› Por José Natanson
Históricamente, los totalitarismos se apoyaron en un partido único, que monopolizaba la vida política y social, y los populismos se sustentaron en movimientos colectivos que, sin llegar a coparlo todo, tendían a identificarse como los únicos capaces de encarnar al pueblo y a la Nación. No había partes en disputa, competencia o pluralismo. Por eso, la solidez y la estabilidad de los partidos políticos ha sido considerada, junto con las elecciones, uno de los pilares de la democracia.
¿Qué clase de democracia es aquella en la que los partidos no importan? Esta es la paradoja que guía La política después de los partidos, el último libro compilado por Isidoro Cheresky, que analiza la particular situación de las democracias contemporáneas, donde los partidos han dejado de ser los principales organizadores de la vida política y, aunque conservan cierta importancia, ya no funcionan como la expresión estable de las preferencias ciudadanas. Hoy, afirma Cheresky en el estudio introductorio, los partidos políticos parecen más agencias semiestatales que emergieron de la sociedad civil, pero que se fueron convirtiendo en dispositivos públicos sostenidos por el Estado, en lugar de organizaciones apoyadas en la convicción militante de sus integrantes.
Transformados en un recurso más bien instrumental, los partidos políticos conforman hoy un espacio difuso, gelatinoso y fluido, donde sobresalen los liderazgos de popularidad de dirigentes que, en el mejor de los casos, los utilizan del modo que les resulta más conveniente. El peronismo en tiempos de Kirchner es un ejemplo notable. Desde que llegó al poder, el presidente se fue inclinando hasta apoyarse en el PJ, aunque su legitimidad deviene sobre todo de la construcción de una relación directa, pero virtual, con la opinión pública. Ubicado en el centro de un escenario unipolar, Kirchner lidera un movimiento hetereogéneo, donde los peores resabios del peronismo tradicional conviven con ex frepasistas, líderes de movimientos sociales, sectores del radicalismo con poder institucional y oportunistas de todo tipo. Esto, insinúa Cheresky, abre dudas sobre las posibilidades reales de Kirchner de crear una nueva fuerza política, el lugar que –según ha dejado trascender– le gustaría ocupar en una eventual presidencia de su esposa.
En un artículo que complementa el de Cheresky, Hugo Quiroga analiza el impacto institucional –la concentración de poder, el decisionismo, la vocación hegemónica– en este nuevo escenario.

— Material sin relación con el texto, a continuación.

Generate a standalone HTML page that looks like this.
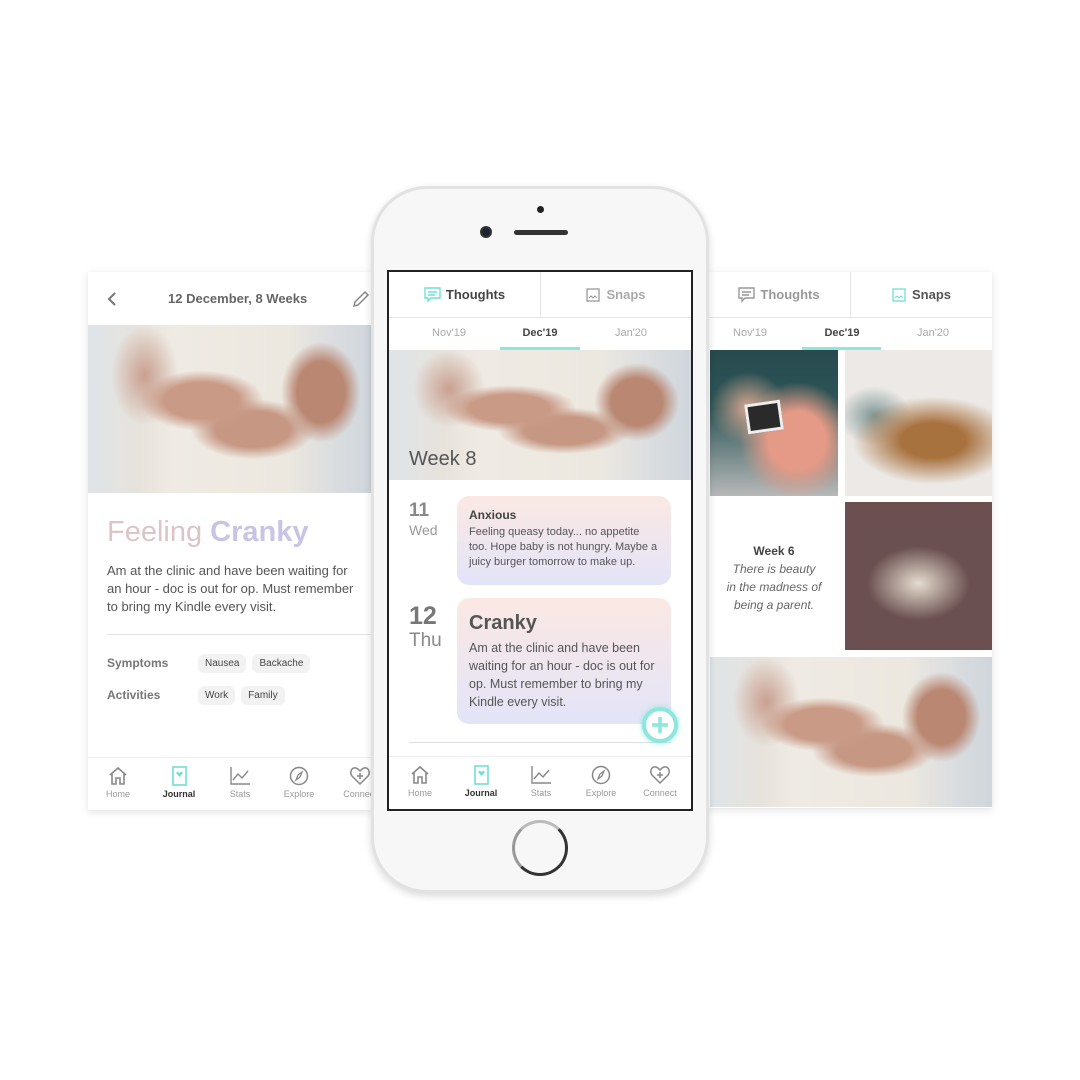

El libro se completa con estudios de diferentes autores sobre casos subnacionales, elegidos no por cuestiones demográficas o geográficas, sino por su interés político: Darío Rodríguez (Buenos Aires), María Dolores Rocca Rivarola (La Matanza), Rocío Anunnziata (Morón), María Soledad Delgado (Rosario), María Isabel Silveti (Santiago del Estero) y Daniela Slipak (Mendoza).
En general, los diferentes artículos que integran el libro buscan dar cuenta de complejidades, paradojas y matices que son pasados por alto en la mayoría de los análisis de este tipo. Y también sirven, quizá sin proponérselo, para demoler algunos mitos, como aquel que dice que no existe una democracia sin partidos estables, o la idea de que una buena elección es aquella en la que pesan sólo las propuestas de los candidatos –como si el pasado o las alianzas no significaran nada–, o la tontera eurocéntrica, pero tan difundida como vulgata periodística seudoacadémica, de pensar que lo ideal es siempre un sistema político compuesto por dos partidos, uno de izquierda y uno de derecha. Como si fuera tan fácil.